Em um lugar com tanto tempo de vida, é normal que um número gigantesco de histórias aconteçam, assim como é normal que muitas lendas sejam criadas e passadas adiante.
Entre as histórias mais recentes, uma é praticamente um conto de fadas do rock, envolve a banda mais famosa do mundo e é contada para quase todos os 6 milhões de turistas que visitam a Praga a cada ano.
O grande responsável por ela é Václav Havel, o falecido ex-presidente do país e eterno maior responsável pela queda do comunismo na República Tcheca, além de guru da transição dos tchecos de um regime ditatorial para a democracia.

Havel ovacionado pelo público, no pátio do Castelo de Praga, em 1990
Desde os tempos em que era apenas um escritor, Havel (praticamente contemporâneo de Mick, Keith, Ron e Charlie) sempre foi fã dos Stones, mesmo com as dificuldades que os comunistas russos colocavam para que a banda não entrasse nos seus domínios – “Black and Blue’’, por exemplo, foi o único álbum stoniano vendido legalmente na antiga Tchecoslováquia, antes de 1989.
Logo depois do desmoronamento da Cortina de Ferro, Havel – àquela altura já um ativista político famoso internacionalmente – foi chamado para assumir a bronca de governar o seu país e começou a traçar planos para dar alegria ao seu povo e mudar a imagem da sua pequena nação aos olhos do mundo.
No meio de 1990, sabendo que os Stones estavam na Europa fazendo a turnê Urban Jungle e ciente de que um show deles em Praga ajudaria nos seus planos, Havel resolveu telefonar para a banda, convidando a trupe para tocar na cidade.
Se aceitassem, os Rolling Stones seriam a primeira mega-atração roqueira no país depois da morte do comunismo soviético.
Como o último show deles no leste da Europa havia sido 30 anos antes, em Varsóvia, na Polônia, os Stones estavam loucos para se apresentar nos antigos países comunistas e não apenas aceitaram o convite de Havel como não cobraram nem um centavo do governo.
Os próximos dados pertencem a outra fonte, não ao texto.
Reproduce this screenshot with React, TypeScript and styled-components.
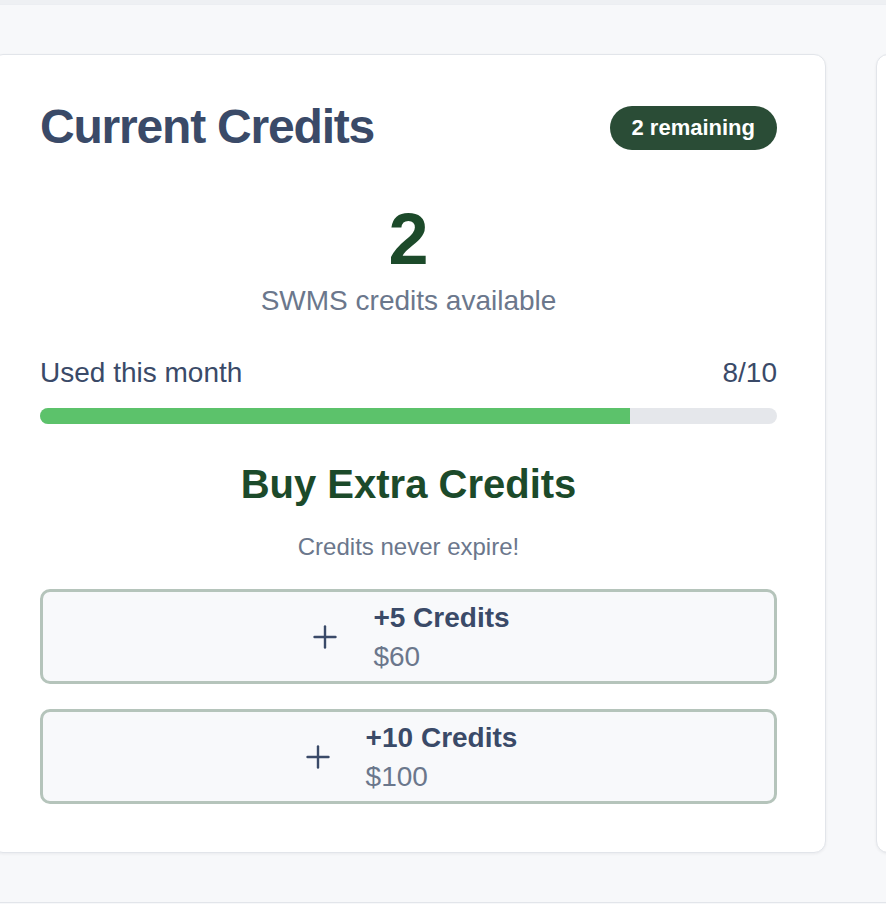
import React from "react";
import styled, { createGlobalStyle } from "styled-components";
import { Plus } from "lucide-react";

const GlobalStyle = createGlobalStyle`
  html, body {
    margin: 0;
    padding: 0;
    background: #f7f8fa;
    font-family: "Liberation Sans", Arial, Helvetica, sans-serif;
    overflow: hidden;
  }
  * { box-sizing: border-box; }
`;

const packs = [
  { amount: 5, price: 60 },
  { amount: 10, price: 100 },
];

const used = 8;
const limit = 10;

const App = () => {
  return (
    <>
      <GlobalStyle />
      <TopBar />
      <Main>
        <Card>
          <Header>
            <Title>Current Credits</Title>
            <Badge>{limit - used} remaining</Badge>
          </Header>

          <Balance>
            <BigNumber>{limit - used}</BigNumber>
            <Caption>SWMS credits available</Caption>
          </Balance>

          <UsageRow>
            <span>Used this month</span>
            <span>
              {used}/{limit}
            </span>
          </UsageRow>
          <Track>
            <Fill style={{ width: `${(used / limit) * 100}%` }} />
          </Track>

          <SectionTitle>Buy Extra Credits</SectionTitle>
          <Note>Credits never expire!</Note>

          <PackList>
            {packs.map((p) => (
              <PackButton key={p.amount}>
                <Plus size={36} strokeWidth={1.6} />
                <PackText>
                  <PackName>+{p.amount} Credits</PackName>
                  <PackPrice>${p.price}</PackPrice>
                </PackText>
              </PackButton>
            ))}
          </PackList>
        </Card>
        <Card />
      </Main>
      <Footer />
    </>
  );
};

export default App;

const TopBar = styled.div`
  height: 5px;
  background: #eef0f3;
  border-bottom: 1px solid #eceef2;
`;

const Main = styled.main`
  display: flex;
  gap: 50px;
  margin-left: -9px;
  padding: 49px 0 49px;
`;

const Card = styled.section`
  flex: 0 0 835px;
  background: #ffffff;
  border: 1px solid #e2e5ea;
  border-radius: 12px;
  box-shadow: 0 1px 3px rgba(16, 24, 40, 0.06);
  padding: 48px 48px 48px;
  display: flex;
  flex-direction: column;
`;

const Header = styled.div`
  display: flex;
  align-items: center;
  justify-content: space-between;
`;

const Title = styled.h2`
  margin: 0;
  font-size: 48px;
  line-height: 48px;
  font-weight: 700;
  letter-spacing: -0.025em;
  color: #3a4a68;
`;

const Badge = styled.span`
  margin-top: 2px;
  height: 44px;
  padding: 0 22px;
  border-radius: 999px;
  background: #2a4c36;
  color: #ffffff;
  font-size: 22px;
  font-weight: 700;
  display: inline-flex;
  align-items: center;
`;

const Balance = styled.div`
  display: flex;
  flex-direction: column;
  align-items: center;
  margin-top: 52px;
`;

const BigNumber = styled.div`
  font-size: 72px;
  line-height: 72px;
  font-weight: 700;
  color: #1c4a2a;
`;

const Caption = styled.div`
  margin-top: 5px;
  font-size: 28px;
  line-height: 42px;
  color: #6b778c;
`;

const UsageRow = styled.div`
  margin-top: 30px;
  display: flex;
  justify-content: space-between;
  font-size: 28px;
  line-height: 42px;
  color: #3a4a68;
`;

const Track = styled.div`
  margin-top: 14px;
  height: 16px;
  border-radius: 999px;
  background: #e5e7eb;
  overflow: hidden;
`;

const Fill = styled.div`
  height: 100%;
  background: #5cc26b;
`;

const SectionTitle = styled.h3`
  margin: 36px 0 0;
  text-align: center;
  font-size: 40px;
  line-height: 48px;
  font-weight: 700;
  color: #1c4a2a;
`;

const Note = styled.p`
  margin: 21px 0 0;
  text-align: center;
  font-size: 24px;
  line-height: 36px;
  color: #6b778c;
`;

const PackList = styled.div`
  margin-top: 24px;
  display: flex;
  flex-direction: column;
  gap: 25px;
`;

const PackButton = styled.button`
  display: flex;
  align-items: center;
  justify-content: center;
  gap: 30px;
  height: 95px;
  padding: 0 16px;
  border: 3px solid #b5c4bb;
  border-radius: 10px;
  background: #f8f9fb;
  color: #3a4a68;
  font-family: inherit;
  cursor: pointer;
`;

const PackText = styled.div`
  display: flex;
  flex-direction: column;
  align-items: flex-start;
`;

const PackName = styled.span`
  font-size: 28px;
  line-height: 39px;
  font-weight: 700;
  color: #3a4a68;
`;

const PackPrice = styled.span`
  font-size: 28px;
  line-height: 39px;
  color: #6b778c;
`;

const Footer = styled.footer`
  height: 40px;
  border-top: 1px solid #e2e5ea;
  background: #f7f8fa;
`;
Foram tocar de graça.
O slogan do show: “Tanks are rolling out, the Stones are rolling in” (um trocadilho com o nome da banda, dizendo “Os tanques estão saindo, os Stones estão entrando”).

Versões digitalizadas das reportagens da revista Rolling Stone e do The New York Times sobre o show histórico em Praga
Apesar da banda não cobrar cachê, os ingressos não foram gratuitos. Cada um dos 107 mil tchecos que encararam a noite de chuva forte para entrar no estádio Strahov (com Havel entre eles, é óbvio) pagou o equivalente a 10 dólares para ver um show de duas horas e 20 minutos, com renda totalmente doada a uma instituição que cuidava de crianças com necessidades especiais.
Aquela primeira visita tcheca de Mick Jagger e sua turma já era suficientemente histórica, mas a amizade que nasceu entre o presidente e a banda tornou tudo ainda maior.

Havel com os Stones, no Castelo de Praga, em foto de Tomki Němec, exibida numa exposição em homenagem ao ex-presidente
É aqui que eu chego na história citada no início deste post.
Cinco anos depois do primeiro show, os Stones voltaram a Praga com a turnê Voodoo Lounge, no mesmo estádio, agora para 120 mil fãs.
A banda e Havel se encontraram após o espetáculo e, no meio do papo e das cervejas, um dos músicos falou para o presidente que o Castelo de Praga era muito lindo e deveria ser decentemente iluminado à noite, para que as pessoas pudessem ver aquela maravilha o tempo todo.
Havel disse que não tinha como pensar num assunto tão raso naquele momento, afinal o país era pobre e ainda estava engatinhando na democracia e no capitalismo. Não faria sentido gastar dinheiro para iluminar o castelo. E a cervejada seguiu adiante.
Então, na noite seguinte, em 6 de agosto de 1995, Havel recebeu os Stones na presidência mais uma vez e ganhou deles um pequeno controle remoto branco.
Sem saber direito para que servia aquilo, ele apertou o único botão e viu o castelo de todos os tchecos se iluminando no meio da noite escura de verão, do mesmo jeito maravilhoso que vemos até hoje.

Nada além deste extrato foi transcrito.